Dalam waktu dekat, kata Rumbi, pihaknya juga akan melaporkan salah seorang saksi tergugat ke Polda Sumut karena diduga telah memberikan kesaksian palsu di Pengadilan Negeri Padangsidimpuan pada 27 Agusuts 2021 lalu.
“Saksi HR dalam persidangan menyebut mendampingi Raja Luat Marancar saat rapat antara Marga Sitompul dengan Kelompok Tani di Pasar Sempurna, Kecamatan Marancar, padahal sepengetahuan kami dia tidak hadir dalam rapat itu,” ujarnya
Selain itu, HR mengaku tidak pernah mengikuti kegiatan dalam memperjuangkan Lobu Sitompul. “Kami punya bukti bahwa HR pernah ikut memperjuangkan Lobu Sitompul,” tegasnya.
Di sisi lain Rumbi menilai, kelompok tani telah dijadikan alat untuk merampok atau menguasai lahan Lobu Sitompul di wilayah Kecamatan Marancar, Kabupaten Tapsel yang dijadikan lokasi PLTA Batangtoru.
“Kami meyakini kelompok tani telah dijadikan alat untuk merampok tanah Lobu Sitompul,” katanya.
Dijelaskan, proses ganti rugi tanah yang dilakukan PT NSHE terhadap kelompok tani cukup janggal sebab dalam pengumuman Tim Fasilitasi Pembebasan Tanah pada Tahun 2013 akan dilakukan ganti rugi terhadap kelompok tani.

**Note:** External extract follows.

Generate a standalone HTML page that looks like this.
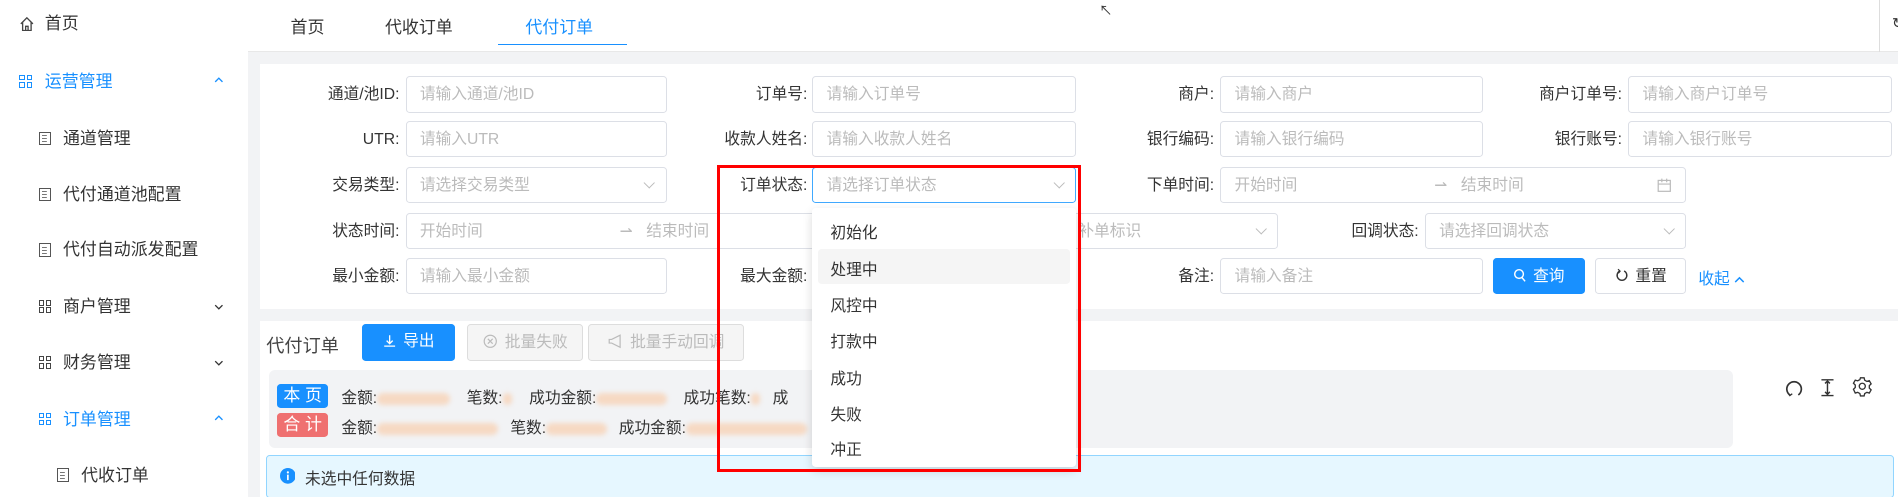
<!DOCTYPE html>
<html><head><meta charset="utf-8"><style>
*{box-sizing:border-box;margin:0;padding:0}
html,body{width:1898px;height:497px;overflow:hidden;background:#fff}
#w{zoom:1.2105;position:relative;width:1568px;height:411px;font-family:"Liberation Sans","Noto Sans CJK SC",sans-serif;font-size:13px;color:#333;overflow:hidden}
.a{position:absolute;white-space:nowrap}
.side{left:0;top:0;width:205px;height:411px;background:#fff}
.si{position:absolute;font-size:14px;color:#333;line-height:20px}
.blue{color:#1890ff}
.ico{display:inline-block;width:10px;height:11px;border:1.3px solid #555;position:absolute;background:linear-gradient(#777,#777) 2px 2px/4px 1px no-repeat,linear-gradient(#777,#777) 2px 4.5px/4px 1px no-repeat,linear-gradient(#777,#777) 2px 7px/4px 1px no-repeat}
.grid{position:absolute;width:11px;height:11px}
.grid i{position:absolute;width:4.5px;height:4.5px;border:1.2px solid currentColor}
.lbl{position:absolute;text-align:right;width:120px;line-height:32px;color:#333}
.inp{position:absolute;height:30px;border:1px solid #dcdfe6;border-radius:3px;background:#fff;color:#bbb;line-height:30px;padding-left:11px}
.chev{position:absolute;right:10px;top:9px;width:7px;height:7px;border-right:1px solid #bbb;border-bottom:1px solid #bbb;transform:rotate(45deg)}
.btn{position:absolute;height:30px;border-radius:3px;line-height:29px;text-align:center}
.blur{display:inline-block;height:10px;background:#f6d9c3;border-radius:5px;filter:blur(2px);vertical-align:middle}
.dd{position:absolute;font-size:13px;color:#333;left:686px}
</style></head><body><div id="w">
<div class="a" style="left:205px;top:0;width:1363px;height:411px;background:#f2f3f5"></div>
<div class="a" style="left:205px;top:0;width:1363px;height:43px;background:#fff;border-bottom:1px solid #e8e8e8"></div>
<div class="a" style="left:240px;top:11px;font-size:14px">首页</div>
<div class="a" style="left:318px;top:11px;font-size:14px">代收订单</div>
<div class="a blue" style="left:434px;top:11px;font-size:14px">代付订单</div>
<div class="a" style="left:411px;top:36px;width:107px;height:1.5px;background:#1890ff"></div>
<div class="a" style="left:908px;top:0;font-size:11px;color:#333">↖</div>
<div class="a" style="left:1552px;top:0;width:1px;height:43px;background:#ddd"></div>
<div class="a" style="left:1563px;top:13px;font-size:12px;color:#333">↻</div>

<div class="a side"></div>
<svg class="a" style="left:16px;top:13px" width="13" height="13" viewBox="0 0 13 13"><path d="M1.5 6.5L6.5 1.5L11.5 6.5M3 5v7h7V5M5.5 12V8.5h2V12" fill="none" stroke="#444" stroke-width="1.1"/></svg>
<div class="si" style="left:37px;top:10px">首页</div>
<div class="grid blue" style="left:16px;top:62px"><i style="left:0;top:0"></i><i style="left:6px;top:0"></i><i style="left:0;top:6px"></i><i style="left:6px;top:6px"></i></div>
<div class="si blue" style="left:37px;top:58px">运营管理</div>
<svg class="a" style="left:177px;top:64px" width="8" height="5"><path d="M1 4L4 1L7 4" fill="none" stroke="#1890ff" stroke-width="1.1"/></svg>
<div class="ico" style="left:32px;top:109px"></div><div class="si" style="left:52px;top:105px">通道管理</div>
<div class="ico" style="left:32px;top:155px"></div><div class="si" style="left:52px;top:151px">代付通道池配置</div>
<div class="ico" style="left:32px;top:201px"></div><div class="si" style="left:52px;top:197px">代付自动派发配置</div>
<div class="grid" style="left:32px;top:248px;color:#444"><i style="left:0;top:0"></i><i style="left:6px;top:0"></i><i style="left:0;top:6px"></i><i style="left:6px;top:6px"></i></div>
<div class="si" style="left:52px;top:244px">商户管理</div>
<svg class="a" style="left:177px;top:251px" width="8" height="5"><path d="M1 1L4 4L7 1" fill="none" stroke="#333" stroke-width="1.1"/></svg>
<div class="grid" style="left:32px;top:294px;color:#444"><i style="left:0;top:0"></i><i style="left:6px;top:0"></i><i style="left:0;top:6px"></i><i style="left:6px;top:6px"></i></div>
<div class="si" style="left:52px;top:290px">财务管理</div>
<svg class="a" style="left:177px;top:297px" width="8" height="5"><path d="M1 1L4 4L7 1" fill="none" stroke="#333" stroke-width="1.1"/></svg>
<div class="grid blue" style="left:32px;top:341px"><i style="left:0;top:0"></i><i style="left:6px;top:0"></i><i style="left:0;top:6px"></i><i style="left:6px;top:6px"></i></div>
<div class="si blue" style="left:52px;top:337px">订单管理</div>
<svg class="a" style="left:177px;top:343px" width="8" height="5"><path d="M1 4L4 1L7 4" fill="none" stroke="#1890ff" stroke-width="1.1"/></svg>
<div class="ico" style="left:47px;top:387px"></div><div class="si" style="left:67px;top:383px">代收订单</div>

<!-- filter panel -->
<div class="a" style="left:215px;top:53px;width:1353px;height:202px;background:#fff"></div>
<div class="lbl" style="left:210px;top:63px">通道/池ID:</div><div class="inp" style="left:335px;top:63px;width:216px">请输入通道/池ID</div>
<div class="lbl" style="left:547px;top:63px">订单号:</div><div class="inp" style="left:671px;top:63px;width:218px">请输入订单号</div>
<div class="lbl" style="left:883px;top:63px">商户:</div><div class="inp" style="left:1008px;top:63px;width:217px">请输入商户</div>
<div class="lbl" style="left:1220px;top:63px">商户订单号:</div><div class="inp" style="left:1345px;top:63px;width:218px">请输入商户订单号</div>

<div class="lbl" style="left:210px;top:100px">UTR:</div><div class="inp" style="left:335px;top:100px;width:216px">请输入UTR</div>
<div class="lbl" style="left:547px;top:100px">收款人姓名:</div><div class="inp" style="left:671px;top:100px;width:218px">请输入收款人姓名</div>
<div class="lbl" style="left:883px;top:100px">银行编码:</div><div class="inp" style="left:1008px;top:100px;width:217px">请输入银行编码</div>
<div class="lbl" style="left:1220px;top:100px">银行账号:</div><div class="inp" style="left:1345px;top:100px;width:218px">请输入银行账号</div>

<div class="lbl" style="left:210px;top:138px">交易类型:</div><div class="inp" style="left:335px;top:138px;width:216px">请选择交易类型<span class="chev"></span></div>
<div class="lbl" style="left:547px;top:138px">订单状态:</div><div class="inp" style="left:671px;top:138px;width:218px;border-color:#40a9ff">请选择订单状态<span class="chev"></span></div>
<div class="lbl" style="left:883px;top:138px">下单时间:</div><div class="inp" style="left:1008px;top:138px;width:385px">开始时间<span class="a" style="left:176px;top:0">⇀</span><span class="a" style="left:198px;top:0">结束时间</span>
<svg class="a" style="left:360px;top:8px" width="12" height="12"><rect x="1" y="2" width="10" height="9" fill="none" stroke="#bbb"/><path d="M1 5h10M4 0.5v3M8 0.5v3" stroke="#bbb"/></svg></div>

<div class="lbl" style="left:210px;top:176px">状态时间:</div><div class="inp" style="left:335px;top:176px;width:385px">开始时间<span class="a" style="left:176px;top:0">⇀</span><span class="a" style="left:198px;top:0">结束时间</span></div>
<div class="inp" style="left:840px;top:176px;width:216px;padding-left:50px">补单标识<span class="chev"></span></div>
<div class="lbl" style="left:1052px;top:176px">回调状态:</div><div class="inp" style="left:1177px;top:176px;width:216px">请选择回调状态<span class="chev"></span></div>

<div class="lbl" style="left:210px;top:213px">最小金额:</div><div class="inp" style="left:335px;top:213px;width:216px">请输入最小金额</div>
<div class="lbl" style="left:547px;top:213px">最大金额:</div>
<div class="lbl" style="left:883px;top:213px">备注:</div><div class="inp" style="left:1008px;top:213px;width:217px">请输入备注</div>
<div class="btn" style="left:1233px;top:213px;width:76px;background:#1890ff;color:#fff;border:1px solid #1890ff"><svg width="11" height="12" style="vertical-align:-1px;margin-right:6px"><circle cx="5" cy="5" r="3.6" fill="none" stroke="#fff" stroke-width="1.2"/><path d="M7.5 8L10 11" stroke="#fff" stroke-width="1.2"/></svg>查询</div>
<div class="btn" style="left:1318px;top:213px;width:75px;border:1px solid #dcdfe6;color:#333"><svg width="11" height="12" style="vertical-align:-1px;margin-right:6px"><path d="M4 2.5A4 4 0 1 0 7.5 2.5" fill="none" stroke="#333" stroke-width="1.2"/><path d="M2.5 1L4.2 2.6L2.8 4.3" fill="none" stroke="#333" stroke-width="1"/></svg>重置</div>
<div class="a blue" style="left:1403px;top:220px">收起 <svg width="9" height="6" style="vertical-align:1px"><path d="M1 5L4.5 1.5L8 5" fill="none" stroke="#1890ff" stroke-width="1.2"/></svg></div>

<!-- table panel -->
<div class="a" style="left:215px;top:265px;width:1353px;height:146px;background:#fff"></div>
<div class="a" style="left:220px;top:274px;font-size:15px;color:#444">代付订单</div>
<div class="btn" style="left:299px;top:268px;width:77px;background:#1890ff;color:#fff"><svg width="11" height="11" style="vertical-align:-1px;margin-right:6px"><path d="M5.5 1v7M3 5.5L5.5 8L8 5.5M1 10h9" fill="none" stroke="#fff" stroke-width="1.1"/></svg>导出</div>
<div class="btn" style="left:386px;top:268px;width:96px;border:1px solid #ddd;background:#f5f5f5;color:#bbb"><svg width="12" height="12" style="vertical-align:-1px;margin-right:6px"><circle cx="6" cy="6" r="5" fill="none" stroke="#bbb"/><path d="M4 4l4 4M8 4l-4 4" stroke="#bbb"/></svg>批量失败</div>
<div class="btn" style="left:486px;top:268px;width:129px;border:1px solid #ddd;background:#f5f5f5;color:#bbb"><svg width="12" height="12" style="vertical-align:-1px;margin-right:6px"><path d="M10 1L3 4.5H1v3h2L10 11z" fill="none" stroke="#bbb"/></svg>批量手动回调</div>
<div class="a" style="left:222px;top:306px;width:1210px;height:64px;background:#f2f3f5;border-radius:5px"></div>
<div class="a" style="left:229px;top:317px;width:42px;height:20px;background:#1890ff;color:#fff;border-radius:3px;text-align:center;line-height:20px;font-size:14px">本 页</div>
<div class="a" style="left:229px;top:341px;width:42px;height:20px;background:#ef7070;color:#fff;border-radius:3px;text-align:center;line-height:20px;font-size:14px">合 计</div>
<div class="a" style="left:282px;top:318px">金额:<span class="blur" style="width:60px"></span><span style="margin-left:14px">笔数:</span><span class="blur" style="width:8px"></span><span style="margin-left:14px">成功金额:</span><span class="blur" style="width:58px"></span><span style="margin-left:14px">成功笔数:</span><span class="blur" style="width:8px"></span><span style="margin-left:10px">成</span></div>
<div class="a" style="left:282px;top:343px">金额:<span class="blur" style="width:100px"></span><span style="margin-left:10px">笔数:</span><span class="blur" style="width:50px"></span><span style="margin-left:10px">成功金额:</span><span class="blur" style="width:100px"></span></div>
<svg class="a" style="left:1475px;top:312px" width="15" height="16"><path d="M4 14A6 6 0 1 1 11 14" fill="none" stroke="#333" stroke-width="1.4"/><path d="M2.5 12.5L4 14.5L6 13" fill="none" stroke="#333" stroke-width="1.1"/></svg>
<svg class="a" style="left:1503px;top:312px" width="14" height="16"><path d="M2 1.5h10M2 14.5h10M7 2v12M5 4.5L7 2.5L9 4.5M5 11.5L7 13.5L9 11.5" fill="none" stroke="#333" stroke-width="1.2"/></svg>
<svg class="a" style="left:1530px;top:311px" width="17" height="17" viewBox="0 0 17 17"><path d="M7 1.5h3l.5 2 1.8 1 2-.6 1.5 2.6-1.5 1.5v2l1.5 1.5-1.5 2.6-2-.6-1.8 1-.5 2H7l-.5-2-1.8-1-2 .6L1.2 11l1.5-1.5v-2L1.2 6l1.5-2.6 2 .6 1.8-1z" fill="none" stroke="#333" stroke-width="1.1"/><circle cx="8.5" cy="8.5" r="2.5" fill="none" stroke="#333" stroke-width="1.1"/></svg>
<div class="a" style="left:220px;top:376px;width:1345px;height:35px;background:#e6f7ff;border:1px solid #91d5ff;border-radius:3px"></div>
<svg class="a" style="left:231px;top:387px" width="13" height="13"><circle cx="6.5" cy="6.5" r="6.5" fill="#1890ff"/><path d="M6.5 5.5v4.5" stroke="#fff" stroke-width="1.4"/><circle cx="6.5" cy="3.6" r=".9" fill="#fff"/></svg>
<div class="a" style="left:252px;top:385px">未选中任何数据</div>

<!-- dropdown -->
<div class="a" style="left:671px;top:172px;width:218px;height:214px;background:#fff;box-shadow:0 3px 8px rgba(0,0,0,.15);border-radius:3px"></div>
<div class="a" style="left:676px;top:206px;width:208px;height:29px;background:#f5f5f5;border-radius:3px"></div>
<div class="dd" style="top:182px">初始化</div>
<div class="dd" style="top:212px">处理中</div>
<div class="dd" style="top:242px">风控中</div>
<div class="dd" style="top:272px">打款中</div>
<div class="dd" style="top:302px">成功</div>
<div class="dd" style="top:332px">失败</div>
<div class="dd" style="top:361px">冲正</div>
<div class="a" style="left:592px;top:136px;width:301px;height:254px;border:3px solid #f00"></div>
</div></body></html>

“Nyatanya yang menerima ganti rugi bukan atas nama kelompok tani, tapi atas nama orang-orang yang ada dalam kelompok tani tersebut tanpa ada alas yang jelas sebagai dasar ganti rugi tanah,” sebutnya.
Kemudian, lanjutnya, berdasarkan aturan yang ada, seharusnya BPN Tapsel dilibatkan dalam proses ganti rugi dan idealnya menjadi Ketua Tim Pembebasan lahan, namun sesuai dengan SK Bupati yang jadi ketua tim adalah pejabat dilingkungan Pemkab Tapsel.
Berdasarkan data lahan yang diganti rugi seluas 600 ha, tapi yang dikuasai lebih dari 600 ha dibuktikan dengan tidak dibolehkannya keturunan dan keluarga marga Sitompul memasuki areal Lobu Sitompul tanpa izin.
Luas areal Lobu Sitompul sendiri, lebih kurang 3.200 hektare sesuai dengan pengukuran dan pemetaan yang dilakukan Dinas Kehutanan Tapsel yang didasarkan pada surat yang dikeluarkan dan ditandatangani Pemangku Raja Luat Marancar Zulfikart Siregar pada 28 Agustus 2008.
“Berdasarkan proses ganti rugi yang dilakukan PT NSHE dan dikaitkan dengan keterangan saksi di Pengadilan Negeri Padangsidimpuan, kami menyimpulkan kelompok tani dijadikan sebagai alat dan persoalan ini mirip dengan mafia tanah”,” katanya.
Kuasa Hukum NSHE, Ragil menyebutkan, dalam persidangan Jumat, 27 Agustus 2021 lalu, justru saksi yang dihadirkan Parsadaan Raja Toga Sitompul yang diduga memberikan kesaksian palsu.
“Saksi menyebut hal yang berbeda dari yang dibuktikan dan kesaksiannya, dalam bukti dia menuliskan batas-batas lahan Lobu Sitompul, namun dalam kesaksian persidangan mengaku tidak tahu batas-batas lahan Lobu Sitompul. Ini tentu sangat kontradiktif,” ujarnya.